━━━ ENTRIES PROVIDED

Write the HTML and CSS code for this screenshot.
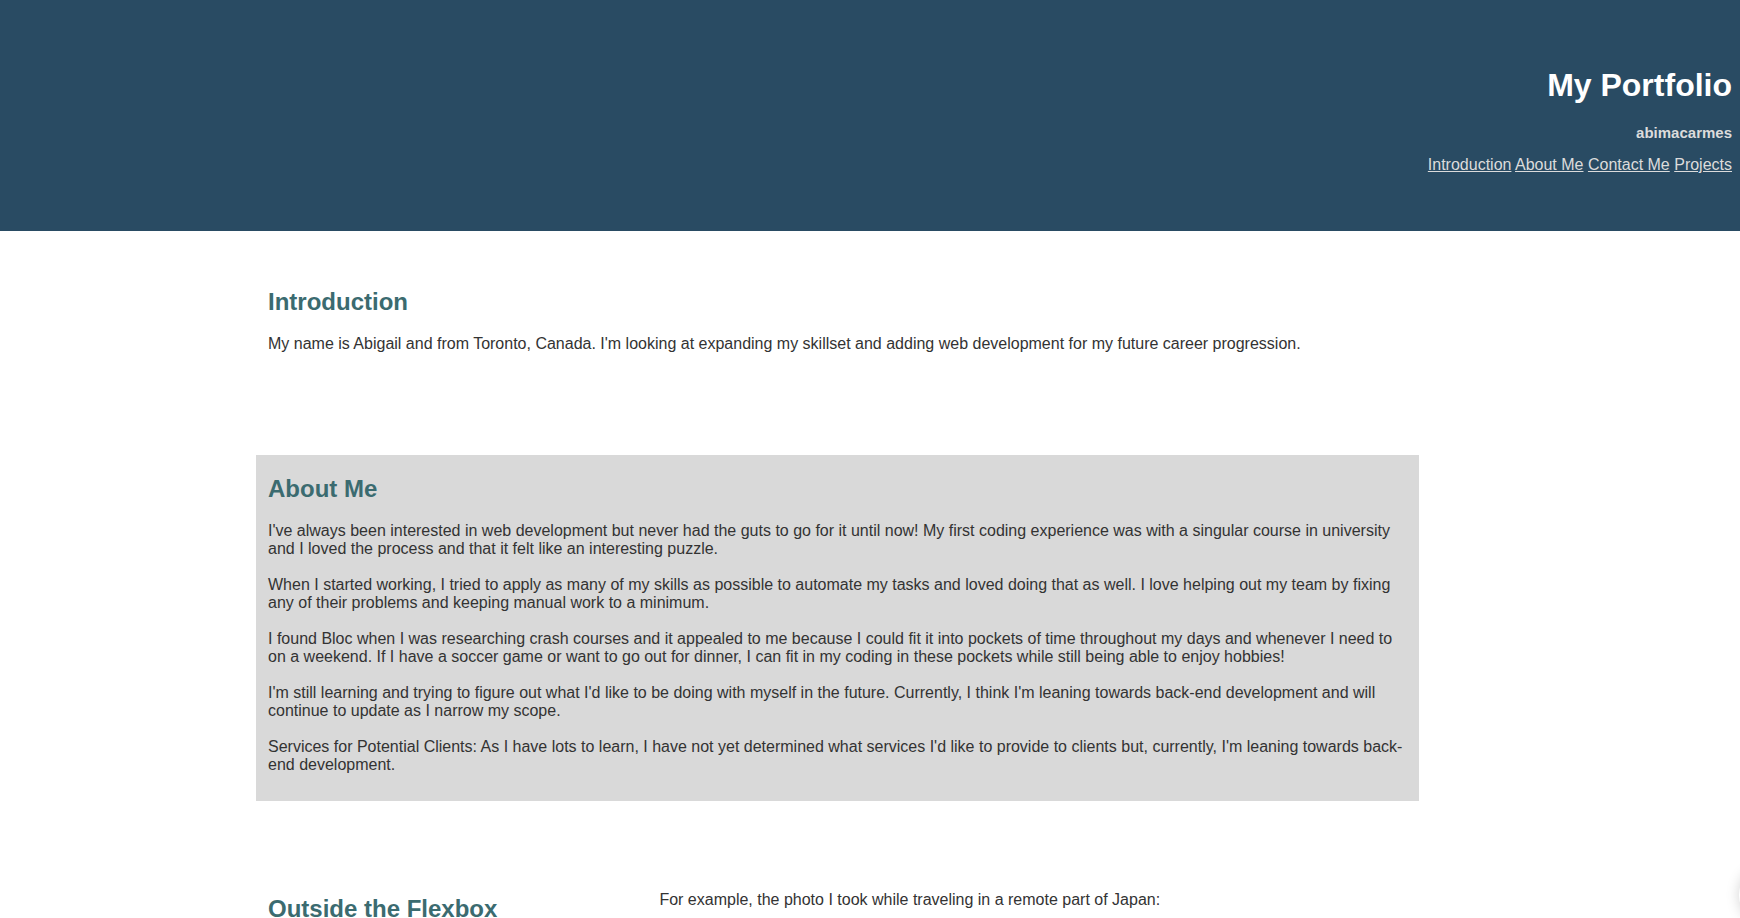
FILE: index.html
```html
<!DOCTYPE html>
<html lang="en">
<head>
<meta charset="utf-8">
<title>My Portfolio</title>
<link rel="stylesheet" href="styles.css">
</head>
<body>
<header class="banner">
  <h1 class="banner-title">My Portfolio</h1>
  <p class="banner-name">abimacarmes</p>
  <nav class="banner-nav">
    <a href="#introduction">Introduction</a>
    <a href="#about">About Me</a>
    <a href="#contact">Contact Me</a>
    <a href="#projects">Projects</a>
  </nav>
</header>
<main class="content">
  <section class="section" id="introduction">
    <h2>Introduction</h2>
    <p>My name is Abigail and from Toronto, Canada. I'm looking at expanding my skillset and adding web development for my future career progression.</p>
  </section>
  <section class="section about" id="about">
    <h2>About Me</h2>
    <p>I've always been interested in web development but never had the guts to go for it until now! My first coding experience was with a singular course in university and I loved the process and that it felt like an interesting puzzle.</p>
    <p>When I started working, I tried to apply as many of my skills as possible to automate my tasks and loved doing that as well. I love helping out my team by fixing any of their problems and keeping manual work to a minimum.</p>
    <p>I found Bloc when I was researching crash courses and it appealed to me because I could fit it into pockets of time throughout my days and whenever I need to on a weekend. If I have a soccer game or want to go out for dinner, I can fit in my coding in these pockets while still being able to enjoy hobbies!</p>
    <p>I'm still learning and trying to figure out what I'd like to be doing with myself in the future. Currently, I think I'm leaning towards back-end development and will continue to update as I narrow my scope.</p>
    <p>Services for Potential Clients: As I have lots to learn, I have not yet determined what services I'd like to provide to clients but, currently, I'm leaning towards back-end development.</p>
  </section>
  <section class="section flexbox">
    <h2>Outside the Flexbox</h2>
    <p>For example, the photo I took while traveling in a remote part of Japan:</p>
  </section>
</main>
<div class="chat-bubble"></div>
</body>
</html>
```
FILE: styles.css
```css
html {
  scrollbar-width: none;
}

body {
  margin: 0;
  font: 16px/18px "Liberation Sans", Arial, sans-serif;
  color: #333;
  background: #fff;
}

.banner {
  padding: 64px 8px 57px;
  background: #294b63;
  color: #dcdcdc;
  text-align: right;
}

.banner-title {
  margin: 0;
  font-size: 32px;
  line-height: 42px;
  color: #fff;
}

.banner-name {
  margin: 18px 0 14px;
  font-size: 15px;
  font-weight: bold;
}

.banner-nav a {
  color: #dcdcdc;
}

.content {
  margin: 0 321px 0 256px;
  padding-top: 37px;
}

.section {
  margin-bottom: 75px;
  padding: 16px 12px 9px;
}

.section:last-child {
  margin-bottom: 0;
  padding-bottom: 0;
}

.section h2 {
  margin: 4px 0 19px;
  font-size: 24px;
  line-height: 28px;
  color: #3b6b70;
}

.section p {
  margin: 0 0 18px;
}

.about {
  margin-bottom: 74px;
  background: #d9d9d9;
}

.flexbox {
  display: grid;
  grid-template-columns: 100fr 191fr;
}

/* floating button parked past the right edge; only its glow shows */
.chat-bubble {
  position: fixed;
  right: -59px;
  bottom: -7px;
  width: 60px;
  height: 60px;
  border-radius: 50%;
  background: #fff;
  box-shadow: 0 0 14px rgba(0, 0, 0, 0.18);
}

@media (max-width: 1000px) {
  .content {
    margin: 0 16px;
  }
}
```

━━━━━━
━━━ ENTRIES PROVIDED

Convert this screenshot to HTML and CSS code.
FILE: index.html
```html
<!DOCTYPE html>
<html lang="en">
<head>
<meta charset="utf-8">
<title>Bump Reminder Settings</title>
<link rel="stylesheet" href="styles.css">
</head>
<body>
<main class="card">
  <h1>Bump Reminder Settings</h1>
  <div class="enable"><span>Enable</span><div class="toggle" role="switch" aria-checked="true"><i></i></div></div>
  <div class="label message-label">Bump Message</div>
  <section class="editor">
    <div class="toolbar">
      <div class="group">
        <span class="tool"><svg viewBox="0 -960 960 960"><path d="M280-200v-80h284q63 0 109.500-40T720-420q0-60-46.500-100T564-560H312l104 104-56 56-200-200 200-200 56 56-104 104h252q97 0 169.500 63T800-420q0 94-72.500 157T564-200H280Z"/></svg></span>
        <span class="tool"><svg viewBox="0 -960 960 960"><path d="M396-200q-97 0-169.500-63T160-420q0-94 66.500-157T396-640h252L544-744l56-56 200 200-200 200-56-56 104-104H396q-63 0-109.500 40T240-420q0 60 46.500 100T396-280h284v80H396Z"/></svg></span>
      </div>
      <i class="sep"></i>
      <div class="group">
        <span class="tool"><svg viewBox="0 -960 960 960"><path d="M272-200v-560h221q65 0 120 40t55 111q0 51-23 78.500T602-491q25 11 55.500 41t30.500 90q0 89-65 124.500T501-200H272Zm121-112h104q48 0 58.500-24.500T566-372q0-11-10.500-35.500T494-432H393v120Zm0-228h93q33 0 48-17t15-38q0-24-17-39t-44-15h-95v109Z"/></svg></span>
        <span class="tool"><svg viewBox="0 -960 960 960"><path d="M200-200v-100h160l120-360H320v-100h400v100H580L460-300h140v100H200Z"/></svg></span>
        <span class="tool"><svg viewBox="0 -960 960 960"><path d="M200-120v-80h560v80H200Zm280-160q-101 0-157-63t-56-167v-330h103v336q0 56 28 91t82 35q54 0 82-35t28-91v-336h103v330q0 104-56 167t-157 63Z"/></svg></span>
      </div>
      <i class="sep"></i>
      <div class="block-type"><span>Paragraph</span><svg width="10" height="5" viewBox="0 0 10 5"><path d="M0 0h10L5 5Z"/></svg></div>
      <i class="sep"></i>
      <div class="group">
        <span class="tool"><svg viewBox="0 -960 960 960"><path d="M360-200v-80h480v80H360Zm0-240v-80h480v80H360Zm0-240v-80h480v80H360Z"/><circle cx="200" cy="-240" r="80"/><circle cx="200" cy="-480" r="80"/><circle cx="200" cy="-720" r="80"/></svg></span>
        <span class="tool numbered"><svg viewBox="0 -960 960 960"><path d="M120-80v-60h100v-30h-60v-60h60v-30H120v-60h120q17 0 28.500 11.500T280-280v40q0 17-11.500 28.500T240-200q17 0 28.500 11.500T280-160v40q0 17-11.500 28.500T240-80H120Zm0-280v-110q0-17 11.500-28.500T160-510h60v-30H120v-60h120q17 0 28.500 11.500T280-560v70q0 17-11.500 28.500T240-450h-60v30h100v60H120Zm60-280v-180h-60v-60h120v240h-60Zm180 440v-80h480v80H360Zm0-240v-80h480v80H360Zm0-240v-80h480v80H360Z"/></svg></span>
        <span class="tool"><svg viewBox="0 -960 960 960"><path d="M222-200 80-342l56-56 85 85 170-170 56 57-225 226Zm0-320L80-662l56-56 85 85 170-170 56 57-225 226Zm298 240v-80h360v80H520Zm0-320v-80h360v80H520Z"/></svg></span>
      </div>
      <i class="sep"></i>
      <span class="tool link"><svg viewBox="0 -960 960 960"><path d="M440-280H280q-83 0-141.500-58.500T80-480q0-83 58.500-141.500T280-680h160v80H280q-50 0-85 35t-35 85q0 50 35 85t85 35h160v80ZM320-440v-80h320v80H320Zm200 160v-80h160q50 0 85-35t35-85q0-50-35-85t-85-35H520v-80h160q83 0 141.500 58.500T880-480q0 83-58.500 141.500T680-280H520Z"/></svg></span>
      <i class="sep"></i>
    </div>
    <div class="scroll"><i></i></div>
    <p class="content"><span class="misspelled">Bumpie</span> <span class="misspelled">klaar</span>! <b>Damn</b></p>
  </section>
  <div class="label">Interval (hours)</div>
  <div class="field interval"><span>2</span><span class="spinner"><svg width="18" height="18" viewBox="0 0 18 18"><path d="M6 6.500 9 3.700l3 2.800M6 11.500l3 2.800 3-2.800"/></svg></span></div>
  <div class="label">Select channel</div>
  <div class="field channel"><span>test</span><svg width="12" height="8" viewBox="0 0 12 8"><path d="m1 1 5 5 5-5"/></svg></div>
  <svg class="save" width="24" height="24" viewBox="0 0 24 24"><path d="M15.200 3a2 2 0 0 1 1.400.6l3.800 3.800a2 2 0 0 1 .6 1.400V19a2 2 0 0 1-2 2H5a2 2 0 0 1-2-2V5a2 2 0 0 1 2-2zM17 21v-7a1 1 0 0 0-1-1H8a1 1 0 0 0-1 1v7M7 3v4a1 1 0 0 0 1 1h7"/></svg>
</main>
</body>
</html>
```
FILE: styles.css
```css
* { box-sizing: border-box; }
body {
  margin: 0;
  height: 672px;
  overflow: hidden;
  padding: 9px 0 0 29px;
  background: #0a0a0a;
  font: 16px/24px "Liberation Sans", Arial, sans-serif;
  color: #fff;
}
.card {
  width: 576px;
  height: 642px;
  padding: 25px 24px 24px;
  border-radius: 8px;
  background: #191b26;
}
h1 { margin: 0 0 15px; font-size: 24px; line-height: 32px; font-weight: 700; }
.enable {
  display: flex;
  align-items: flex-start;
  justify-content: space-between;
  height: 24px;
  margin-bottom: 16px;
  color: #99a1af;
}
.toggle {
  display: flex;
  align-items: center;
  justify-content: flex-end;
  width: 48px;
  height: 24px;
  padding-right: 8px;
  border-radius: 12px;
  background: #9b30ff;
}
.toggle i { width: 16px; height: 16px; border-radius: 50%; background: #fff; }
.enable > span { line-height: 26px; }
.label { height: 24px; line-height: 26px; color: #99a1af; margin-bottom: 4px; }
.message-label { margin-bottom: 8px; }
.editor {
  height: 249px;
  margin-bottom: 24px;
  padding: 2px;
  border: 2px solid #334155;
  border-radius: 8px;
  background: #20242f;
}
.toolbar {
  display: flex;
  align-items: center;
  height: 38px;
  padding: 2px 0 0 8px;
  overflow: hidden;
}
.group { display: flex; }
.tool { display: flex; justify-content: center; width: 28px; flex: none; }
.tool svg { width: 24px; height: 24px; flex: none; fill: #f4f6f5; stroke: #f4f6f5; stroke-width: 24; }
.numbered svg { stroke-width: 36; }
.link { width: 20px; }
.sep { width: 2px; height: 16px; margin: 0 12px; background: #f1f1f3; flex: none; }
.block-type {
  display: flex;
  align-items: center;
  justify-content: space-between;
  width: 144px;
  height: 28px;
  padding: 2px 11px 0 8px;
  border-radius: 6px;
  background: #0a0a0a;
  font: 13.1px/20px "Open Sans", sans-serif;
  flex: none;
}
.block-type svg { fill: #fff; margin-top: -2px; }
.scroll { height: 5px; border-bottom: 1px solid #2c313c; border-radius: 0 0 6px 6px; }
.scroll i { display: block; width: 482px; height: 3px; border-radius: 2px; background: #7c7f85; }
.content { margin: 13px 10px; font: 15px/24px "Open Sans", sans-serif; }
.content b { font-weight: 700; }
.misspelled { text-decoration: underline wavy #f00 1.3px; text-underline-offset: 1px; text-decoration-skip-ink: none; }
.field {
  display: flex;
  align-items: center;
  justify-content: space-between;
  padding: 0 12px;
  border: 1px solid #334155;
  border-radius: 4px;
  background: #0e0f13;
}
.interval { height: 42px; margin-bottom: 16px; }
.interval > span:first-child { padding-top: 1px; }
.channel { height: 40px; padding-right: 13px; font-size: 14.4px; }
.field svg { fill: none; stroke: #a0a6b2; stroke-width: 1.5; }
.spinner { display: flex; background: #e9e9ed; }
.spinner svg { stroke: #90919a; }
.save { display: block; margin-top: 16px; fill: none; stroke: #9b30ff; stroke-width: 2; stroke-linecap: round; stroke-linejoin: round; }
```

━━━━━━

◆ **DIRECTIONS**
Copy each line of the data that contains the word "this".

◆ **WRITTEN SOLUTION**
Write the HTML and CSS code for this screenshot.
Convert this screenshot to HTML and CSS code.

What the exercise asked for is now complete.